— Start of Source records —
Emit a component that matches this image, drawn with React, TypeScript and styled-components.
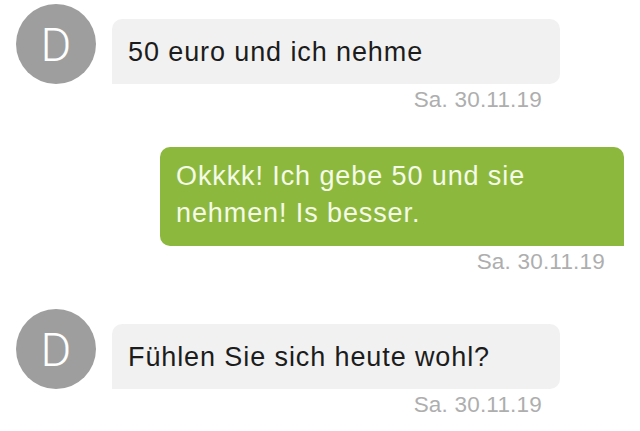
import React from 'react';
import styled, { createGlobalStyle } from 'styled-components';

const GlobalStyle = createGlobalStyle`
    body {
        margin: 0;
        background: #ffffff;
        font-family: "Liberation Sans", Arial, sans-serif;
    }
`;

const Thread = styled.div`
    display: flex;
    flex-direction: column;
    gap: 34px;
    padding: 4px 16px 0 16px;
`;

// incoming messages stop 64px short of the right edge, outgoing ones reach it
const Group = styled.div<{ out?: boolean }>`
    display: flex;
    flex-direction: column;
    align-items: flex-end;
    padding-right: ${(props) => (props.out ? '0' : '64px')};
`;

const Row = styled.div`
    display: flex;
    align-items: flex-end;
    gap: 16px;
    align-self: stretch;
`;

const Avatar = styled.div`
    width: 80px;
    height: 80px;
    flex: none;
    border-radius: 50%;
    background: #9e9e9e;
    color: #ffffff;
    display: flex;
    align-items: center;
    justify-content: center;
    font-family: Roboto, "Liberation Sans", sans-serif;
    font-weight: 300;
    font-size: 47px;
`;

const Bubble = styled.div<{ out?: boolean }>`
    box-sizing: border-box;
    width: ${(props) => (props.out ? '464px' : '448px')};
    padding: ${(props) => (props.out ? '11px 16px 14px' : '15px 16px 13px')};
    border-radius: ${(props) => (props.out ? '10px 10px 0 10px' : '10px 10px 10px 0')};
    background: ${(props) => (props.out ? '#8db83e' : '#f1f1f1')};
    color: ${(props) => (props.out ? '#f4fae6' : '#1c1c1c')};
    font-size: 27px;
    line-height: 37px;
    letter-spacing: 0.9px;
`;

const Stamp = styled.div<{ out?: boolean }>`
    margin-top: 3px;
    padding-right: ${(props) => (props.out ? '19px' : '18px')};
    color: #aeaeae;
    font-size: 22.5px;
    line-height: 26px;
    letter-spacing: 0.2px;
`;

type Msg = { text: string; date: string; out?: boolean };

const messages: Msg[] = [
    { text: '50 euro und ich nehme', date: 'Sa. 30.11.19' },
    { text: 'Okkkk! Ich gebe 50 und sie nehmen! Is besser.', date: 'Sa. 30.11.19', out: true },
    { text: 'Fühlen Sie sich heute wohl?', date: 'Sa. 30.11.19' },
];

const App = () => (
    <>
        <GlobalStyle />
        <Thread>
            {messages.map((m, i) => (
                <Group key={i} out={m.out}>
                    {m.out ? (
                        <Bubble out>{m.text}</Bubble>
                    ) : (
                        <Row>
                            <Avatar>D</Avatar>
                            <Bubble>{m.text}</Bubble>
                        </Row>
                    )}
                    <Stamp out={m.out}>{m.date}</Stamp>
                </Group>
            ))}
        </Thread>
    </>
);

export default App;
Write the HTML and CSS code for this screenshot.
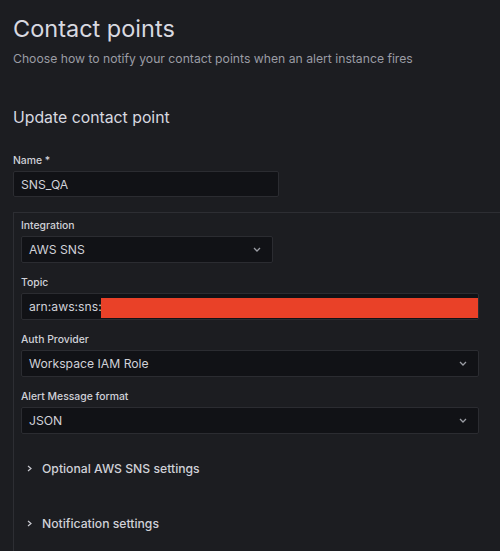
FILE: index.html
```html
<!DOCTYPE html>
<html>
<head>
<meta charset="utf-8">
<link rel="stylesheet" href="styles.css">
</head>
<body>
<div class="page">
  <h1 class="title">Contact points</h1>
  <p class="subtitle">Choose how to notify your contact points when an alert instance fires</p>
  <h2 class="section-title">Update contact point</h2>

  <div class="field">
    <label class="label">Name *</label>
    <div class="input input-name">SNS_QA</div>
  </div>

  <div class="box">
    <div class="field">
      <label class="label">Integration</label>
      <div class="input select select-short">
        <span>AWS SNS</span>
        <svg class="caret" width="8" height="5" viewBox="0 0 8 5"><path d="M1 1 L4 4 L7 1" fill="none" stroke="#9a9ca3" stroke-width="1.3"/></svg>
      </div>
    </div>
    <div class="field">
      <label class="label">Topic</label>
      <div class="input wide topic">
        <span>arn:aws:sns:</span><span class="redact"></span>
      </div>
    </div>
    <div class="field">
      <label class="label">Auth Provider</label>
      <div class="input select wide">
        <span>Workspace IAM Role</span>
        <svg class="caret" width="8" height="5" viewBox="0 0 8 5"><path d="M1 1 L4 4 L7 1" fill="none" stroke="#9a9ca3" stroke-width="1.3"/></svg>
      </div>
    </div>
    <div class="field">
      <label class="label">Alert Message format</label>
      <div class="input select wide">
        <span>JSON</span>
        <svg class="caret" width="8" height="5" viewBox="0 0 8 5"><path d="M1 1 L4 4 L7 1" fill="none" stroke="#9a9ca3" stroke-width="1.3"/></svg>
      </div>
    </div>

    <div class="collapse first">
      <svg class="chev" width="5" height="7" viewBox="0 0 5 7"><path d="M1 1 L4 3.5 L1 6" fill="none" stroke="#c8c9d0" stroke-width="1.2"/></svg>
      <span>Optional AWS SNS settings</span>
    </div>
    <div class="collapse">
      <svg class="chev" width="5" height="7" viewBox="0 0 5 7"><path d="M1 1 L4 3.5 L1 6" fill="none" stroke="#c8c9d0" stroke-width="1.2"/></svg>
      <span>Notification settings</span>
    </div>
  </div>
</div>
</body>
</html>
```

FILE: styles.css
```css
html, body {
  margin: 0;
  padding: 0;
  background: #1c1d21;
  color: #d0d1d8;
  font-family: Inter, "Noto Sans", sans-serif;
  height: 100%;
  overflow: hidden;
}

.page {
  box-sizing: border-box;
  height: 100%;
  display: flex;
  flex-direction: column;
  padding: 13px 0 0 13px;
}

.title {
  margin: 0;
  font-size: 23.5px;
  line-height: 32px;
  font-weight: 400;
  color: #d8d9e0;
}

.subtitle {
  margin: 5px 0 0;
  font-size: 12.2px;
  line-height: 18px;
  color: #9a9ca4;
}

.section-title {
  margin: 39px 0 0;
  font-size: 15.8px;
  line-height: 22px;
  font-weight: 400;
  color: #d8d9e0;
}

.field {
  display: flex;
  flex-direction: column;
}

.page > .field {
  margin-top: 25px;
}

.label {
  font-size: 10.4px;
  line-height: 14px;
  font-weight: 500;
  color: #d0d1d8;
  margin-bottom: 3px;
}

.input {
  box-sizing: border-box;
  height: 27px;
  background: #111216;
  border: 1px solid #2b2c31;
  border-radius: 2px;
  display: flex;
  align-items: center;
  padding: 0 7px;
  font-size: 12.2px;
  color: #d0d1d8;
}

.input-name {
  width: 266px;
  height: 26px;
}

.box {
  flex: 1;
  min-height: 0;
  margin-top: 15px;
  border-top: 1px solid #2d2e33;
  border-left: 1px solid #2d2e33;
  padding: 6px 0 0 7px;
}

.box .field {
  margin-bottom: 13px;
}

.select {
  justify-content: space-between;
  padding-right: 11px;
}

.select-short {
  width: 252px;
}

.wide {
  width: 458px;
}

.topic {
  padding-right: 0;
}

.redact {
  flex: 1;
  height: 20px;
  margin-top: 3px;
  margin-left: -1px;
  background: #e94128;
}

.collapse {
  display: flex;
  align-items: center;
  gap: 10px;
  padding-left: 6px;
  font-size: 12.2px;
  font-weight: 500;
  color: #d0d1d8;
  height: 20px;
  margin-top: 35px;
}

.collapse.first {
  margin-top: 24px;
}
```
— End of Source records —
▶ [Your instructions]: Find the lines above that contain the word "components" and collect them.

▶ [Reply to the task]:
Emit a component that matches this image, drawn with React, TypeScript and styled-components.
import styled, { createGlobalStyle } from 'styled-components';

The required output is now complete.